The word originates from Latin and has a meaning of being sorry.  In a Christian context, this means being sorry for our sin and turning back to God.

But in a practical sense, what does this actually mean?  Paul says we all have sinned and fall short of the Glory of God (Romans 3:23).  As Christians, we continue to sin (usually unintentionally, but sometimes knowingly).  And yet, the Christian message is that if we have faith in Jesus, we will be saved.  There is no weighing of scales to compare our hearts to the weight of a feather.  There is no pass mark for our actions that allow a certain percentage of sins to get through.

When we give our lives to Jesus as his followers, we are told that God comes and makes his home in us (John 14).  The Holy Spirit comes into us and we become temples of the Holy Spirit (1 Corinthians 6).  A process of renewal begins and our lives start to transform.

Yet we continue to sin.  

The hypocrisy of many Christians is to present ourselves as sin-free.  Only when our sin is revealed publicly does our witness come crashing down about us as we are exposed as liars and hypocrites.  Nor does God want us to constantly look down in shame, unable to get out of bed in the morning because of our awareness of our fallen nature.

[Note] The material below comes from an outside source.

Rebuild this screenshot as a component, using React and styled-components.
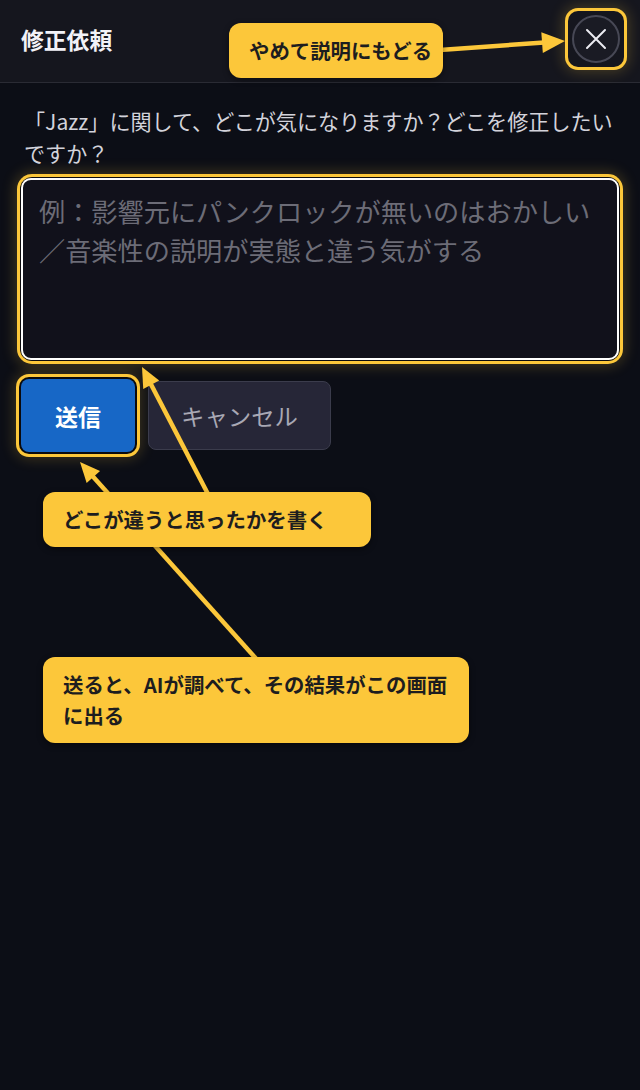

So what analogy would be useful to help understand what repentance truly means?  There is no perfect image, but the one I find helpful is as follows:

Our lives are like sailing a small boat on the sea.  When we go with the current, we find ourselves drifting away from God.  When we repent, we set our course back to God and we seek God's strength to help on that journey.  There is a lovely proverb that says "in his heart a man plans his course, but the Lord determines his steps." (Proverbs 16:9)

This proverb could be used to suggest that what we try to achieve is meaningless, as ultimately God decides what happens.  I prefer to read this as an affirmation of our relationship with God.  When we set our course to follow God (repenting of our previous course that is away from God) then God looks after the details and provides for our needs on the journey. 

As believers, we also travel in community, so other boats come alongside us and we share this journey together, helping one another.

The danger with some concepts of repentance is that they give an image of an angry God, waiting to punish us for every mistake we make along the way.  That is not the self sacrificing God who allowed his own son to die on a cross that we might be reunited with him for eternity. 

I hope this new metaphor helps some of you as you read this.  May the wind blow in your sails as we journey on a new course together.